Berrigan had no neutral gear. Even when the public spotlight moved on to other subjects, his writing lost nothing of its urgency and fire. In The Discipline of the Mountain, his poetic reflection on “Dante’s Purgatorio in a Nuclear World,” he wrote, “There is a hell for those who go too far, and there is a hell, or at least an anteroom of hell, for those who refuse to go far enough.” Going far enough for the sake of the gospel was the driving force of his life. But as he once confessed to Robert Coles, “We are groping. We shouldn’t be sure of ourselves, because we can’t be, not now—not ever.”
Only death is sure, and that finally came last week, on Orthodox Holy Saturday, to Daniel Berrigan, S.J., in his 95th year. I barely knew him, hearing him preach twice and breaking bread with him once in a Los Angeles rectory. But this loss feels personal. He was both sign and model for many priests of my generation, and there are things he said which haunt me still.
In 1964, midway in his life’s journey, Berrigan imagined the moment of his own death in a poem.

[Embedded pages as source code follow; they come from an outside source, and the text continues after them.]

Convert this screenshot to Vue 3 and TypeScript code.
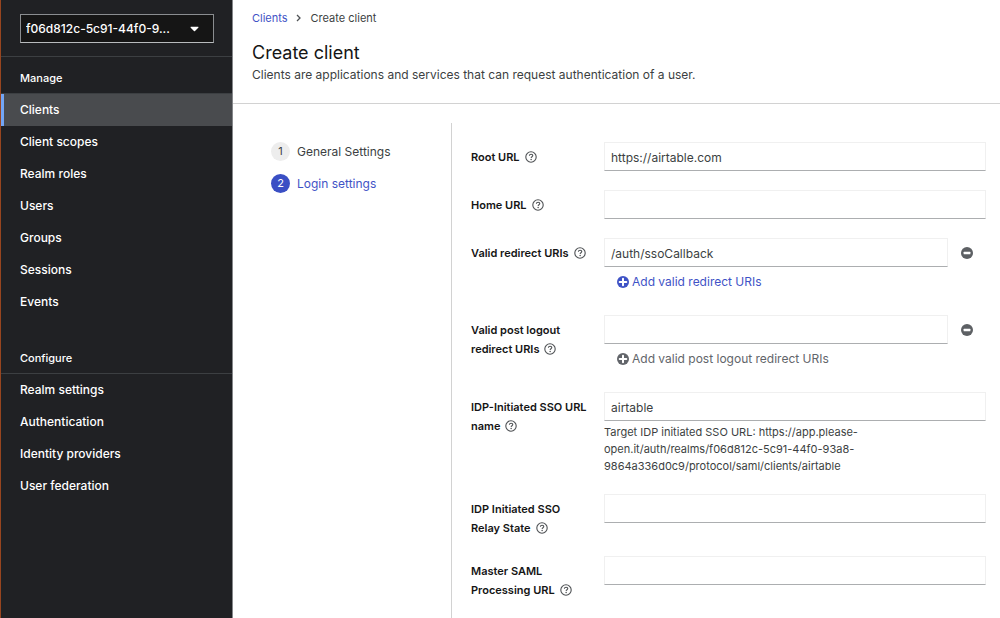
<script setup lang="ts">
import { ref } from 'vue'

interface NavSection {
  title: string
  items: string[]
}

interface Field {
  id: string
  label: string
  value: string
  add?: string
  addEnabled?: boolean
  help?: string
}

const sections: NavSection[] = [
  {
    title: 'Manage',
    items: ['Clients', 'Client scopes', 'Realm roles', 'Users', 'Groups', 'Sessions', 'Events'],
  },
  {
    title: 'Configure',
    items: ['Realm settings', 'Authentication', 'Identity providers', 'User federation'],
  },
]

const steps = ['General Settings', 'Login settings']
const activeStep = 1

const fields = ref<Field[]>([
  { id: 'root-url', label: 'Root URL', value: 'https://airtable.com' },
  { id: 'home-url', label: 'Home URL', value: '' },
  {
    id: 'redirect-uris',
    label: 'Valid redirect URIs',
    value: '/auth/ssoCallback',
    add: 'Add valid redirect URIs',
    addEnabled: true,
  },
  {
    id: 'logout-uris',
    label: 'Valid post logout redirect URIs',
    value: '',
    add: 'Add valid post logout redirect URIs',
    addEnabled: false,
  },
  {
    id: 'sso-name',
    label: 'IDP-Initiated SSO URL name',
    value: 'airtable',
    help: 'Target IDP initiated SSO URL: https://app.please-open.it/auth/realms/f06d812c-5c91-44f0-93a8-9864a336d0c9/protocol/saml/clients/airtable',
  },
  { id: 'relay-state', label: 'IDP Initiated SSO Relay State', value: '' },
  { id: 'saml-url', label: 'Master SAML Processing URL', value: '' },
])
</script>

<template>
  <div class="page">
    <aside class="sidebar">
      <div class="realm">
        <div class="realm-box">
          <select class="realm-select" aria-label="Realm">
            <option>f06d812c-5c91-44f0-9...</option>
          </select>
          <svg class="caret" viewBox="0 0 10 6" aria-hidden="true">
            <path d="M1 0.5h8q0.8 0.2 0.2 1L5.6 5.2q-0.6 0.5-1.2 0L0.8 1.5q-0.6-0.8 0.2-1z" fill="#fff" />
          </svg>
        </div>
      </div>
      <nav v-for="section in sections" :key="section.title" class="section" :aria-label="section.title">
        <h2 class="section-title">{{ section.title }}</h2>
        <ul class="nav-list">
          <li v-for="item in section.items" :key="item">
            <a href="#" class="nav-link" :class="{ current: item === 'Clients' }">{{ item }}</a>
          </li>
        </ul>
      </nav>
    </aside>

    <main class="main">
      <header class="header">
        <nav class="crumbs" aria-label="Breadcrumb">
          <a href="#" class="link">Clients</a>
          <svg class="chevron" viewBox="0 0 5 8" aria-hidden="true">
            <path d="M1 1l3 3-3 3" fill="none" stroke="#4f5255" stroke-width="1.3" />
          </svg>
          <span>Create client</span>
        </nav>
        <h1 class="title">Create client</h1>
        <p class="subtitle">Clients are applications and services that can request authentication of a user.</p>
      </header>

      <div class="wizard">
        <ol class="steps">
          <li v-for="(step, i) in steps" :key="step">
            <button type="button" class="step" :class="{ active: i === activeStep }">
              <span class="step-number">{{ i + 1 }}</span>
              <span>{{ step }}</span>
            </button>
          </li>
        </ol>

        <form class="form" @submit.prevent>
          <div v-for="field in fields" :key="field.id" class="row">
            <div class="label-cell">
              <label :for="field.id">{{ field.label }}</label>
              <button type="button" class="help-button" :aria-label="`Help for ${field.label}`">
                <svg viewBox="0 0 12 12" aria-hidden="true">
                  <circle cx="6" cy="6" r="5.2" fill="none" stroke="#4f5255" stroke-width="1.1" />
                  <path
                    d="M4.4 4.8C4.4 3.7 5.1 3.2 6.1 3.2s1.7 0.6 1.7 1.4C7.8 5.7 6.2 5.7 6.1 6.9"
                    fill="none"
                    stroke="#4f5255"
                    stroke-width="1.1"
                  />
                  <circle cx="6.1" cy="8.5" r="0.75" fill="#4f5255" />
                </svg>
              </button>
            </div>
            <div class="control">
              <div class="input-line">
                <input :id="field.id" v-model="field.value" class="input" type="text" />
                <button v-if="field.add" type="button" class="remove" :aria-label="`Remove ${field.label}`">
                  <svg viewBox="0 0 12 12" aria-hidden="true">
                    <circle cx="6" cy="6" r="6" fill="#5d6064" />
                    <rect x="2.6" y="4.8" width="6.8" height="2.4" rx="0.5" fill="#fff" />
                  </svg>
                </button>
              </div>
              <button v-if="field.add" type="button" class="add" :disabled="!field.addEnabled">
                <svg viewBox="0 0 12 12" aria-hidden="true">
                  <circle cx="6" cy="6" r="6" fill="currentColor" />
                  <path d="M6 2.7v6.6M2.7 6h6.6" stroke="#fff" stroke-width="2" stroke-linecap="round" />
                </svg>
                <span>{{ field.add }}</span>
              </button>
              <p v-if="field.help" class="help-text">{{ field.help }}</p>
            </div>
          </div>
        </form>
      </div>
    </main>
  </div>
</template>

<style>
body {
  margin: 0;
  background: #fff;
}
</style>

<style scoped>
.page {
  display: flex;
  min-height: 100vh;
  font-family: Inter, 'Liberation Sans', sans-serif;
  font-size: 12px;
  color: #3c3f42;
}
.page * {
  box-sizing: border-box;
}
button,
input,
select {
  font: inherit;
  color: inherit;
}
button {
  border: 0;
  padding: 0;
  background: none;
  cursor: pointer;
}
ul,
ol {
  list-style: none;
  margin: 0;
  padding: 0;
}
svg {
  display: block;
  flex: none;
}

.sidebar {
  flex: none;
  width: 233px;
  border-left: 1px solid #97451f;
  border-right: 1px solid #85878a;
  background: #202124;
  color: #fff;
  font-weight: 500;
}
.realm {
  padding: 14px 18px 13px 19px;
  border-bottom: 1px solid #3c3f42;
}
.realm-box {
  display: grid;
  align-items: center;
}
.realm-select {
  grid-area: 1 / 1;
  width: 100%;
  height: 29px;
  padding: 0 5px;
  appearance: none;
  border: 1px solid #8a8d90;
  border-bottom-color: #b8bbbe;
  border-radius: 0;
  background: #151515;
}
.caret {
  grid-area: 1 / 1;
  justify-self: end;
  width: 9px;
  height: 6px;
  margin-right: 15px;
  pointer-events: none;
}
.section + .section {
  margin-top: 19px;
}
.section-title {
  margin: 0;
  padding: 12px 19px 6px;
  border-bottom: 1px solid #3c3f42;
  font-size: 11px;
  font-weight: 500;
  line-height: 18px;
}
.nav-link {
  display: block;
  padding-left: 16px;
  border-left: 3px solid transparent;
  color: #fff;
  line-height: 32px;
  text-decoration: none;
}
.nav-link.current {
  border-left-color: #73a5f5;
  background: #494b4e;
}

.main {
  flex: 1;
  min-width: 0;
  display: flex;
  flex-direction: column;
}
.header {
  padding: 9px 19px 19px;
  border-bottom: 1px solid #d2d2d2;
}
.crumbs {
  display: flex;
  align-items: center;
  font-size: 11px;
  line-height: 18px;
}
.link {
  color: #3f53c6;
  text-decoration: none;
}
.chevron {
  width: 5px;
  height: 8px;
  margin: 0 10px 0 8px;
}
.title {
  margin: 14px 0 0;
  color: #151515;
  font-size: 18px;
  font-weight: 400;
  line-height: 24px;
}
.subtitle {
  margin: 0;
  line-height: 19px;
}

.wizard {
  flex: 1;
  display: flex;
  padding: 19px 14px 0 0;
}
.steps {
  flex: none;
  width: 219px;
  padding: 19px 19px 0 38px;
  border-right: 1px solid #d2d2d2;
}
.step {
  display: flex;
  align-items: center;
  gap: 7px;
  height: 19px;
  margin-bottom: 13px;
}
.step-number {
  width: 19px;
  height: 19px;
  border-radius: 50%;
  background: #ededed;
  font-size: 11px;
  line-height: 19px;
  text-align: center;
}
.step.active {
  color: #3f53c6;
}
.step.active .step-number {
  background: #3a4fc4;
  color: #fff;
}

.form {
  flex: 1;
  min-width: 0;
  display: flex;
  flex-direction: column;
  gap: 18px;
  padding: 19px 0 18px 19px;
}
.row {
  display: grid;
  grid-template-columns: 133px 1fr;
}
.label-cell {
  padding: 6px 12px 0 0;
  color: #151515;
  font-size: 11px;
  font-weight: 600;
  line-height: 19px;
}
.help-button {
  margin-left: 5px;
  vertical-align: -2px;
}
.help-button svg {
  width: 12px;
  height: 12px;
}
.control {
  padding-bottom: 1px;
}
.input-line {
  display: flex;
}
.input {
  flex: 1;
  min-width: 0;
  height: 29px;
  padding: 1px 6px 0;
  border: 1px solid #f0f0f0;
  border-bottom-color: #acaeb0;
  border-radius: 0;
  background: #fff;
  outline: none;
}
.remove {
  display: flex;
  align-items: center;
  justify-content: center;
  width: 38px;
}
.remove svg,
.add svg {
  width: 12px;
  height: 12px;
}
.add {
  display: flex;
  align-items: center;
  gap: 3px;
  height: 29px;
  padding-left: 13px;
  color: #3f53c6;
}
.add:disabled {
  color: #62656a;
  cursor: default;
}
.help-text {
  max-width: 260px;
  margin: 0;
  padding-top: 3px;
  font-size: 11px;
  line-height: 17px;
}
</style>
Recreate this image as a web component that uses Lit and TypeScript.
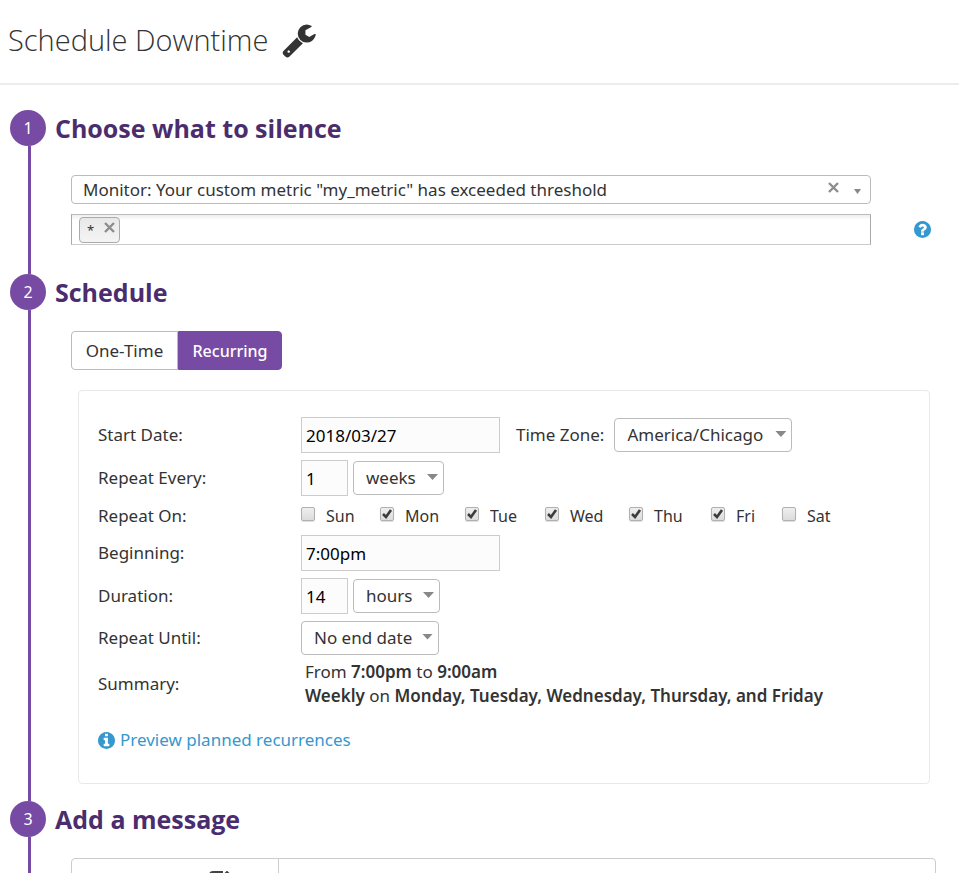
import { LitElement, html, css, svg } from "lit";
import { customElement, state } from "lit/decorators.js";

const WRENCH =
  "M448 1472q0-26-19-45t-45-19-45 19-19 45 19 45 45 19 45-19 19-45zm644-420l-682 682q-37 37-90 37-52 0-91-37l-106-108q-38-36-38-90 0-53 38-91l681-681q39 98 114.5 173.5t173.5 114.5zm634-435q0 39-23 106-47 134-164.5 217.5t-258.5 83.5q-185 0-316.5-131.5t-131.5-316.5 131.5-316.5 316.5-131.5q58 0 121.5 16.5t107.5 46.5q16 11 16 28t-16 28l-293 169v224l193 107q5-3 79-48.5t135.5-81 70.5-35.5q15 0 23.5 10t8.5 25z";
const HELP =
  "M1024 1376v-192q0-14-9-23t-23-9h-192q-14 0-23 9t-9 23v192q0 14 9 23t23 9h192q14 0 23-9t9-23zm256-672q0-88-55.5-163t-138.5-116-170-41q-243 0-371 213-15 24 8 42l132 100q7 6 19 6 16 0 25-12 53-68 86-92 34-24 86-24 48 0 85.5 26t37.5 59q0 38-20 61t-68 45q-63 28-115.5 86.5t-52.5 125.5v36q0 14 9 23t23 9h192q14 0 23-9t9-23q0-19 21.5-49.5t54.5-49.5q32-18 49-28.5t46-35 44.5-48 28-60.5 12.5-81zm384 192q0 209-103 385.5t-279.5 279.5-385.5 103-385.5-103-279.5-279.5-103-385.5 103-385.5 279.5-279.5 385.5-103 385.5 103 279.5 279.5 103 385.5z";
const INFO =
  "M1152 1376v-160q0-14-9-23t-23-9h-96v-512q0-14-9-23t-23-9h-320q-14 0-23 9t-9 23v160q0 14 9 23t23 9h96v320h-96q-14 0-23 9t-9 23v160q0 14 9 23t23 9h448q14 0 23-9t9-23zm-128-896v-160q0-14-9-23t-23-9h-192q-14 0-23 9t-9 23v160q0 14 9 23t23 9h192q14 0 23-9t9-23zm640 416q0 209-103 385.5t-279.5 279.5-385.5 103-385.5-103-279.5-279.5-103-385.5 103-385.5 279.5-279.5 385.5-103 385.5 103 279.5 279.5 103 385.5z";

const DAYS: [string, boolean][] = [
  ["Sun", false],
  ["Mon", true],
  ["Tue", true],
  ["Wed", true],
  ["Thu", true],
  ["Fri", true],
  ["Sat", false],
];

@customElement("app-root")
export class AppRoot extends LitElement {
  @state() private recurring = true;

  static styles = css`
    :host {
      display: block;
      height: 100vh;
      overflow: hidden;
      background: #fff;
      color: #333;
      font: 17px/24px "Noto Sans", "Open Sans", sans-serif;
    }
    *,
    *::before,
    *::after {
      box-sizing: border-box;
    }
    input,
    select,
    button {
      font: inherit;
      color: inherit;
      margin: 0;
      outline: none;
    }
    button {
      cursor: pointer;
    }
    .icon-button {
      display: flex;
      padding: 0;
      border: 0;
      background: none;
    }
    .header {
      display: flex;
      align-items: center;
      gap: 13px;
      height: 85px;
      padding: 0 8px 3px;
      border-bottom: 2px solid #ececec;
    }
    .title {
      margin: 0;
      font: 300 29px/40px "Open Sans", sans-serif;
    }
    .wrench {
      width: 36px;
      height: 36px;
      fill: #333;
    }
    .steps {
      padding: 25px 0 0 10px;
    }
    .step {
      display: grid;
      grid-template-columns: 36px minmax(0, 1fr);
      column-gap: 9px;
    }
    .rail {
      display: flex;
      flex-direction: column;
      align-items: center;
    }
    .number {
      width: 36px;
      height: 36px;
      border-radius: 50%;
      background: #774aa4;
      color: #fff;
      text-align: center;
      font-size: 16px;
      line-height: 36px;
    }
    .line {
      flex: 1;
      width: 3px;
      margin-left: 3px;
      background: #774aa4;
    }
    .heading {
      margin: 0;
      color: #4b2d6e;
      font: 700 25px/36px "Open Sans", sans-serif;
    }
    .targets {
      display: grid;
      grid-template-columns: minmax(0, 1fr) 18px;
      column-gap: 43px;
      row-gap: 10px;
      align-items: center;
      padding: 29px 27px 29px 16px;
    }
    .picker {
      position: relative;
      grid-column: 1;
    }
    select {
      display: block;
      appearance: none;
      width: 100%;
      height: 34px;
      padding: 0 12px;
      border: 1px solid #bbb;
      border-radius: 4px;
      background: #fff;
    }
    .picker select {
      height: 29px;
      padding: 0 60px 0 11px;
    }
    .caret {
      position: absolute;
      right: 10px;
      top: 14px;
      width: 7px;
      height: 5px;
      background: #888;
      clip-path: polygon(0 0, 100% 0, 50% 100%);
      pointer-events: none;
    }
    .clear {
      position: absolute;
      right: 32px;
      top: 7px;
    }
    .cross {
      width: 11px;
      height: 11px;
      stroke: #8d8d8d;
      stroke-width: 2.4;
      fill: none;
    }
    .tags {
      display: flex;
      grid-column: 1;
      align-items: center;
      height: 31px;
      padding: 0 7px;
      border: 1px solid #aaa;
      border-top-color: #bbb;
      border-bottom-color: #ccc;
      background: linear-gradient(#eee, #fff 5px);
    }
    .tag {
      display: flex;
      flex: none;
      align-items: flex-start;
      justify-content: space-between;
      width: 41px;
      height: 26px;
      padding: 4px 4px 0 7px;
      border: 1px solid #aaa;
      border-radius: 4px;
      background: linear-gradient(#e8e8e8, #f4f4f4);
      font-size: 13px;
      line-height: 16px;
    }
    .tag-input {
      flex: 1;
      min-width: 0;
      height: 24px;
      border: 0;
      background: none;
    }
    .disc {
      width: 17px;
      height: 17px;
      fill: #3598ce;
    }
    .schedule {
      padding: 21px 29px 17px 16px;
    }
    .toggle {
      display: flex;
    }
    .toggle button {
      width: 107px;
      height: 39px;
      padding: 0;
      border: 1px solid #bbb;
      border-radius: 4px 0 0 4px;
      background: #fff;
    }
    .toggle button + button {
      width: 104px;
      border-radius: 0 4px 4px 0;
    }
    .toggle .on {
      border-color: #774aa4;
      background: #774aa4;
      color: #fff;
      font-size: 16px;
      font-weight: 500;
    }
    .panel {
      margin: 20px 0 0 7px;
      padding: 25px 19px 28px;
      border: 1px solid #e8e8e8;
      border-radius: 4px;
    }
    .form {
      display: grid;
      grid-template-columns: 203px minmax(0, 1fr);
      grid-template-rows: 38px 38px 27px 38px 38px 35px 48px;
      row-gap: 5px;
      align-items: center;
    }
    .controls {
      display: flex;
      align-items: center;
    }
    .text {
      width: 199px;
      height: 36px;
      padding: 0 4px;
      border: 1px solid #ccc;
      background: #fcfcfc;
      color: #000;
    }
    .short {
      width: 47px;
      margin-right: 5px;
    }
    .zone {
      margin: 0 10px 0 16px;
    }
    .drop {
      position: relative;
    }
    .drop .caret {
      right: 6px;
      width: 11px;
      height: 6px;
      top: 13px;
    }
    .zones {
      width: 178px;
    }
    .units {
      width: 91px;
    }
    .hours {
      width: 87px;
    }
    .until {
      width: 138px;
    }
    .days {
      display: grid;
      grid-template-columns: 79px 85px 80px 84px 82px 71px auto;
      justify-content: start;
      font-size: 16px;
    }
    .day {
      display: flex;
      align-items: center;
      gap: 11px;
    }
    .box {
      position: relative;
      display: flex;
      width: 14px;
      height: 24px;
      padding-top: 3px;
    }
    .box input {
      appearance: none;
      width: 14px;
      height: 14px;
      border: 1px solid #b0b0b0;
      border-radius: 2px;
      background: linear-gradient(#eee, #dcdcdc);
      box-shadow: 0 1px 1px #ddd;
    }
    .tick {
      position: absolute;
      left: 0;
      top: 3px;
      width: 14px;
      height: 14px;
      fill: none;
      stroke: #3c3c3c;
      stroke-width: 2.6;
      pointer-events: none;
      visibility: hidden;
    }
    .box input:checked + .tick {
      visibility: visible;
    }
    .summary {
      padding-left: 4px;
    }
    .summary b {
      font-weight: 600;
    }
    .preview {
      display: inline-flex;
      align-items: center;
      gap: 5px;
      margin-top: 20px;
      color: #3598ce;
      text-decoration: none;
    }
    .message {
      display: grid;
      grid-template-columns: 207px minmax(0, 1fr);
      height: 200px;
      margin: 21px 23px 0 16px;
      border: 1px solid #ccc;
      border-radius: 4px;
    }
    .pane {
      padding: 12px 0 0 137px;
      border-right: 1px solid #ccc;
    }
    .pencil {
      width: 22px;
      height: 22px;
      fill: none;
      stroke: #444;
      stroke-width: 2;
    }
  `;

  private cross() {
    return html`<svg class="cross" viewBox="0 0 11 11">${svg`<path d="M1 1l9 9M10 1l-9 9"/>`}</svg>`;
  }

  private disc(d: string) {
    return html`<svg class="disc" viewBox="128 128 1536 1536"><path d=${d} /></svg>`;
  }

  private drop(id: string, kind: string, value: string, label: string) {
    return html`<span class="drop ${kind}">
      <select id=${id} aria-label=${label}>
        <option>${value}</option>
      </select>
      <i class="caret"></i>
    </span>`;
  }

  private step(n: number, title: string, body: unknown) {
    return html`<section class="step">
      <div class="rail">
        <span class="number">${n}</span>
        <span class="line"></span>
      </div>
      <div>
        <h2 class="heading">${title}</h2>
        ${body}
      </div>
    </section>`;
  }

  private targets() {
    return html`<div class="targets">
      <div class="picker">
        <select aria-label="Monitor">
          <option>Monitor: Your custom metric "my_metric" has exceeded threshold</option>
        </select>
        <button class="icon-button clear" aria-label="Clear">${this.cross()}</button>
        <i class="caret"></i>
      </div>
      <div class="tags">
        <span class="tag">
          *
          <button class="icon-button" aria-label="Remove">${this.cross()}</button>
        </span>
        <input class="tag-input" aria-label="Scope" />
      </div>
      <button class="icon-button" aria-label="Help">${this.disc(HELP)}</button>
    </div>`;
  }

  private schedule() {
    return html`<div class="schedule">
      <div class="toggle">
        <button class=${this.recurring ? "" : "on"} @click=${() => (this.recurring = false)}>
          One-Time
        </button>
        <button class=${this.recurring ? "on" : ""} @click=${() => (this.recurring = true)}>
          Recurring
        </button>
      </div>
      <div class="panel">
        <div class="form">
          <label for="start">Start Date:</label>
          <div class="controls">
            <input id="start" class="text" value="2018/03/27" />
            <label class="zone" for="zone">Time Zone:</label>
            ${this.drop("zone", "zones", "America/Chicago", "Time Zone")}
          </div>
          <label for="every">Repeat Every:</label>
          <div class="controls">
            <input id="every" class="text short" value="1" />
            ${this.drop("unit", "units", "weeks", "Repeat unit")}
          </div>
          <span>Repeat On:</span>
          <div class="days">
            ${DAYS.map(
              ([name, on]) => html`<label class="day">
                <span class="box">
                  <input type="checkbox" ?checked=${on} />
                  <svg class="tick" viewBox="0 0 14 14"><path d="M3 7l3 3 5-7" /></svg>
                </span>
                ${name}
              </label>`
            )}
          </div>
          <label for="begin">Beginning:</label>
          <div class="controls"><input id="begin" class="text" value="7:00pm" /></div>
          <label for="duration">Duration:</label>
          <div class="controls">
            <input id="duration" class="text short" value="14" />
            ${this.drop("length", "hours", "hours", "Duration unit")}
          </div>
          <label for="until">Repeat Until:</label>
          <div class="controls">${this.drop("until", "until", "No end date", "Repeat Until")}</div>
          <span>Summary:</span>
          <div class="summary">
            From <b>7:00pm</b> to <b>9:00am</b><br />
            <b>Weekly</b> on <b>Monday, Tuesday, Wednesday, Thursday, and Friday</b>
          </div>
        </div>
        <a class="preview" href="#preview">${this.disc(INFO)}Preview planned recurrences</a>
      </div>
    </div>`;
  }

  private message() {
    return html`<div class="message">
      <div class="pane">
        <svg class="pencil" viewBox="0 0 22 22">
          <path d="M14 1H4Q1 1 1 4v13q0 3 3 3h12q3 0 3-3v-4M18 1l3 3-10 10H8v-3z" />
        </svg>
      </div>
    </div>`;
  }

  render() {
    return html`
      <header class="header">
        <h1 class="title">Schedule Downtime</h1>
        <svg class="wrench" viewBox="0 0 1792 1792"><path d=${WRENCH} /></svg>
      </header>
      <main class="steps">
        ${this.step(1, "Choose what to silence", this.targets())}
        ${this.step(2, "Schedule", this.schedule())}
        ${this.step(3, "Add a message", this.message())}
      </main>
    `;
  }
}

And then what? Only faith can say, that Easter faith which alone can contain and complete the fullness of human life. At the end of his meditation on Dante’s Purgatorio, the poet-priest peers beyond death’s horizon to see a resurrected humanity being gathered into God.
Leading the way are “the intractable ones” who have suffered prison, torture, and martyrdom for their faithful witness. In them we see at last “the human venture vindicated.” Their faces and Christ’s face become as one, in an upward gaze that “breaks the glacial will of God.”